Add More Cops and Leave Politics Out of It
by Anthony Stasi
Apr 08, 2015 | 7334 views | 0 0 comments | 48 48 recommendations | email to a friend | print
Critics of Mayor Bill de Blasio may find satisfaction or validation from his supposed break in trust with Police Commissioner Bill Bratton. Whether the relationship has soured between the two city leaders is, at this point, pure speculation.

We’ve been here before, however. New Yorkers who were here in the early Giuliani days remember when Bratton was none too happy with Rudy. It’s no secret when Bratton loses his love connection with an administration.

Bratton wants more police officers, a reality that has been discussed on this page twice in the last two years. It is important for the police force to grow with the heightened complexities of the job.

There is just too much asked of police officers today, and with the added threat of terrorist attacks, a commissioner asking for more officers is a real issue. Even if Bratton cannot get 1,000 more police officers, there should be a way to add a few hundred more.

Maybe Bratton was never meant for the long haul with this administration. It was important for the mayor to appear tough on crime as he ushered in his progressive plan for the city. Bratton gave the Mayor instant credibility, especially to those who were worried about the city reverting back to the “bad old days.”

Now, the mayor can replace Bratton with someone who better fits the gestalt of this administration, which leaves us asking why Bratton took the job?

De Blasio has never pulled any ideological punches. He is the same guy that he campaigned as in 2013. Bratton has always wanted to return to New York City and prove that he can keep crime down, and that Giuliani was taking too much of the credit for the city’s renaissance.

Rudy was not Mr. Nice Guy, but at least the two men agreed on the mission. Now, the commissioner is with a gentler personality, but he might feel lost at sea in a city where the tide has shifted.

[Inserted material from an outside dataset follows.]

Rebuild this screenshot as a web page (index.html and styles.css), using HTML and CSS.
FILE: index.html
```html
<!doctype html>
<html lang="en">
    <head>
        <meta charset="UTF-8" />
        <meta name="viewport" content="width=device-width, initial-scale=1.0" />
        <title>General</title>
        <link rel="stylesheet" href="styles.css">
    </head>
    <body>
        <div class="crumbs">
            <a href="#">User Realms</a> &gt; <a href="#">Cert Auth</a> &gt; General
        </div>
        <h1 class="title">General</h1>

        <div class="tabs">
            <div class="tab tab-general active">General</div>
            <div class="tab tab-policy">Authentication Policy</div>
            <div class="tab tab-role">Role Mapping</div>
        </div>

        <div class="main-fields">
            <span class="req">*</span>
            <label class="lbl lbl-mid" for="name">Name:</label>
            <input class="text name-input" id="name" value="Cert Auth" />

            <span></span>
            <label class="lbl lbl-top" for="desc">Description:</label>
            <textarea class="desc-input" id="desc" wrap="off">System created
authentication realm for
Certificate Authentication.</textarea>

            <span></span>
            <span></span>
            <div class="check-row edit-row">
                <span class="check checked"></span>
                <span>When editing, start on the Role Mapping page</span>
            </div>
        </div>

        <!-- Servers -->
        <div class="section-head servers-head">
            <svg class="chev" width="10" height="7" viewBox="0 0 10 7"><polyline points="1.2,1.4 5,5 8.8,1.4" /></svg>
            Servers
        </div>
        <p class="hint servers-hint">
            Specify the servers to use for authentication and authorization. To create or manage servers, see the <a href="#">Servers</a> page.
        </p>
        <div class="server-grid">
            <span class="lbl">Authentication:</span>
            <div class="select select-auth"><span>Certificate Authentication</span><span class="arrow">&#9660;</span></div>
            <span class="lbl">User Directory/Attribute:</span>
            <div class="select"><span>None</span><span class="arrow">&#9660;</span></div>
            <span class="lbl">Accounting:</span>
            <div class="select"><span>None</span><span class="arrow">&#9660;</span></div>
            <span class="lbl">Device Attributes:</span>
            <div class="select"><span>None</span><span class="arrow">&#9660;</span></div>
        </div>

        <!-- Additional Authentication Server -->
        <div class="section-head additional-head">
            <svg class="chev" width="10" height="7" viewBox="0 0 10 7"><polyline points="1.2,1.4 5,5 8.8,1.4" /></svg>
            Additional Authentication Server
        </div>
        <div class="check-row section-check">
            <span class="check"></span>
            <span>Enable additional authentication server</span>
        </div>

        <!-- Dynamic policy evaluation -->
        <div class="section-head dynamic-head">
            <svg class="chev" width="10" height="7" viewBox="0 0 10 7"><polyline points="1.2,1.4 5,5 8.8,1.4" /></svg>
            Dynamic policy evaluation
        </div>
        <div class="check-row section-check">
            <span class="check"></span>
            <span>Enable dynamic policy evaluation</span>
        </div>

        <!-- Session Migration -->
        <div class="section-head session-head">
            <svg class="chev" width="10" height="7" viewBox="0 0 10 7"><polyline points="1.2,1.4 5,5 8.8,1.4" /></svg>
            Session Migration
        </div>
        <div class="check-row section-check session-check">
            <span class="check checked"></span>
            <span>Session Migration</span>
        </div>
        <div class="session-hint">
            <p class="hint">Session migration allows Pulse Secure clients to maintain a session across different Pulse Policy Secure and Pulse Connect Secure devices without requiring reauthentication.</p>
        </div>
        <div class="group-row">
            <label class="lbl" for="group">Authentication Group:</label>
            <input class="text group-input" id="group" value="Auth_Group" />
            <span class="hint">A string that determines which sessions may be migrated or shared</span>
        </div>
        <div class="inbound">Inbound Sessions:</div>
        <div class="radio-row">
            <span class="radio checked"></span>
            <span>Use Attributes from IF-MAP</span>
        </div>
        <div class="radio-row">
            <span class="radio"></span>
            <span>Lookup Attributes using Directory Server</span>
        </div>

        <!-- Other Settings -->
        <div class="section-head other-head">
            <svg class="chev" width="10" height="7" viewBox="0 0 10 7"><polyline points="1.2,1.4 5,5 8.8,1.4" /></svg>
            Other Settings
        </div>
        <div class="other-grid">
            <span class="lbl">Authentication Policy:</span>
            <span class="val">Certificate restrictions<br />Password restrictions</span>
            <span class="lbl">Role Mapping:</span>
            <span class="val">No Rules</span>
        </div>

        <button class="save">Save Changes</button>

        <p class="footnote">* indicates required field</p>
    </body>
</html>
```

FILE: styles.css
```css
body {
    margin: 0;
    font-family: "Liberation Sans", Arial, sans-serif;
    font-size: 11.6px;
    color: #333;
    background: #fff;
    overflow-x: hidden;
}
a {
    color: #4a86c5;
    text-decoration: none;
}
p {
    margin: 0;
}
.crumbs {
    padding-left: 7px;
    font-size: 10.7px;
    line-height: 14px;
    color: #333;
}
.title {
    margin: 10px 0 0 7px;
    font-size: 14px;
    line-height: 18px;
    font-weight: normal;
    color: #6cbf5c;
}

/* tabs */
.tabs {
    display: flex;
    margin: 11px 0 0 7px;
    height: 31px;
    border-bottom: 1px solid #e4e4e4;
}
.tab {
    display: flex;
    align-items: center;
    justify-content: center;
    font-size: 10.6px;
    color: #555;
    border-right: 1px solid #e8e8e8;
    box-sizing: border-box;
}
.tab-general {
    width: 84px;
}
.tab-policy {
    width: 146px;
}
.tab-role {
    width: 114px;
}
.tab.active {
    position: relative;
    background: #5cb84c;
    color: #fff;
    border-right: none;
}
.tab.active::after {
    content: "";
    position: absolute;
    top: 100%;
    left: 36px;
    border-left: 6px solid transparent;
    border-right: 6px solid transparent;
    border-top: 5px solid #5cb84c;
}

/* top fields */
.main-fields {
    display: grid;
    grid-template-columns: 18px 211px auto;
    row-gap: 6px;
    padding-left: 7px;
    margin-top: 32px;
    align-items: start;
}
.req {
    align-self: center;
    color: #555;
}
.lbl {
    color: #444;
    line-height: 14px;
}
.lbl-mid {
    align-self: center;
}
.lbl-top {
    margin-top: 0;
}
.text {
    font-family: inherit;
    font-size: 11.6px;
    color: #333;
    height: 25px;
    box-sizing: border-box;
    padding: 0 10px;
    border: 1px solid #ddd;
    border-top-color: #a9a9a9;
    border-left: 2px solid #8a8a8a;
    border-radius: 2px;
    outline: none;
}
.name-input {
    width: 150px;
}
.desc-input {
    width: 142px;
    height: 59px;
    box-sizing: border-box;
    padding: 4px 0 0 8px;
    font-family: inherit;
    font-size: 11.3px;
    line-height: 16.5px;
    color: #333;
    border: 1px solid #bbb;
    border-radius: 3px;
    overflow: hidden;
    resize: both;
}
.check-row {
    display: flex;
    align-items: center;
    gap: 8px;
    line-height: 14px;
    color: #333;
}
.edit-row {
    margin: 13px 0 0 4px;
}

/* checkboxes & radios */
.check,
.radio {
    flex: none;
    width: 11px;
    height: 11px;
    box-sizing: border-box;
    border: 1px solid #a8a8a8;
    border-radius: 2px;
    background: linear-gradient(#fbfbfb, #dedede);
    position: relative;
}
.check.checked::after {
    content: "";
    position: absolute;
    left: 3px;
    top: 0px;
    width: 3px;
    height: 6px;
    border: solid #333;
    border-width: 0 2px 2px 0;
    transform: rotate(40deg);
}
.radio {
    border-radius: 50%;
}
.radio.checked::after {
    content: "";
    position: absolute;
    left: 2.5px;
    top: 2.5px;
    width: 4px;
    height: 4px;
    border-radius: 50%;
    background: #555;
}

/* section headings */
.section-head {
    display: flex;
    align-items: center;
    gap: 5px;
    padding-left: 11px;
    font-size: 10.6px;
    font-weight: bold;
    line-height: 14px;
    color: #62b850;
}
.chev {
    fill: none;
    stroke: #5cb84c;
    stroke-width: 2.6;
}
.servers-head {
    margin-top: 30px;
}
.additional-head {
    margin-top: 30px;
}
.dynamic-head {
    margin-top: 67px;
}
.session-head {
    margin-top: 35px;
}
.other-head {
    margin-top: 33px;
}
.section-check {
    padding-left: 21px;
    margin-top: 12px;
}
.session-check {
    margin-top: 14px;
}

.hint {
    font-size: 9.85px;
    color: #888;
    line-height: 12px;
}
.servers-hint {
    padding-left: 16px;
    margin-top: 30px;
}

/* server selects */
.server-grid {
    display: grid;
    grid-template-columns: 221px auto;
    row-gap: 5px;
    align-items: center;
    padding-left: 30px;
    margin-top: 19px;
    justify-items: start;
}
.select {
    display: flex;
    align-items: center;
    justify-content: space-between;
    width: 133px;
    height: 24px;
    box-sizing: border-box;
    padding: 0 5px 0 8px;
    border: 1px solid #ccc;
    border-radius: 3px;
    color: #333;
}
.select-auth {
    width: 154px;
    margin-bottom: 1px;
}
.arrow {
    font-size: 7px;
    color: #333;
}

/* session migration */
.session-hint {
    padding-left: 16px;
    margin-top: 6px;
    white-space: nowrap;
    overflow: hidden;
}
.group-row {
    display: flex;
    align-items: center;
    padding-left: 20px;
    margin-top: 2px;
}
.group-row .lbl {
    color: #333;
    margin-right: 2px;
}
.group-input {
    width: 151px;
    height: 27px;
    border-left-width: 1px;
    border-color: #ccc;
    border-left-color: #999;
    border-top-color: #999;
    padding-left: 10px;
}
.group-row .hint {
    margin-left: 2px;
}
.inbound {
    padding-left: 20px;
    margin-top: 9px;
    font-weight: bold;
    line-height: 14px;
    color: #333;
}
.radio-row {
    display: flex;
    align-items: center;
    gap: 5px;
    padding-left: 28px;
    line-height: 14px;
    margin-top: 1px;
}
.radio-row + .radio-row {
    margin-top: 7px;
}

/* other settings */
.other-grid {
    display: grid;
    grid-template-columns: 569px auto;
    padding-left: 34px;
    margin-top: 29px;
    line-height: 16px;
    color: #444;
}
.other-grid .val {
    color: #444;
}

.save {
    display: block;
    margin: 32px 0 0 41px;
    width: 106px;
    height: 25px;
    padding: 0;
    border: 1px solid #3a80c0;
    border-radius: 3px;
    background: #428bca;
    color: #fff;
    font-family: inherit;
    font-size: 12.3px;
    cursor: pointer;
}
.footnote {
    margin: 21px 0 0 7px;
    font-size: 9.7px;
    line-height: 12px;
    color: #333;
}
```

But all politics and personalities aside, the city – the people - should have a larger police presence, especially in high-need areas.

The Price of Day Baseball

Spring is in the air, and baseball season is here. We are lucky to have so much baseball in New York, whether it is major or minor league ball.

I usually get to a game on my birthday, which is the second week of the season, which means its freezing. It’s even colder since I only attend night games. This has me wondering why the Mets and Yankees do not lower ticket prices for fans - especially young fans and seniors, as well as veterans - for midweek days games.

No team sells out a midweek day game with the exception of opening day. Day baseball fans are usually small in number and unique. Go to YouTube and look up what former Chicago Cubs manager Lee Elia has to say about people who have the time to take in day baseball (warning: explicit language).

There are 12 midweek day games that the Yankees and Mets will play combined between April and July. Twelve games that will not sell out regardless of how well either team is doing in the standings. Why not lower the prices at all levels to get more fans into the parks?

They would be spending money when they get there, so it would still be a win for the stadiums. It’s also an act of good faith between the teams and the fans. I remember having a conversation with Don Zimmer, who was coaching third base for the Yankees in 1986, during a game - that’s how empty the stadium was. It was an experience that Zimmer did not enjoy nearly as much as I did.

Those of us who are gainfully employed can handle the price of admission, but with all those empty seats in the early months during the day, why not make it easier for seniors and kids?

A few years ago, the Mets established a ticket-pricing scheme based on who they were playing, which was a ridiculous idea. But if teams can manipulate ticket prices according to the opposition team, they should do that for day baseball.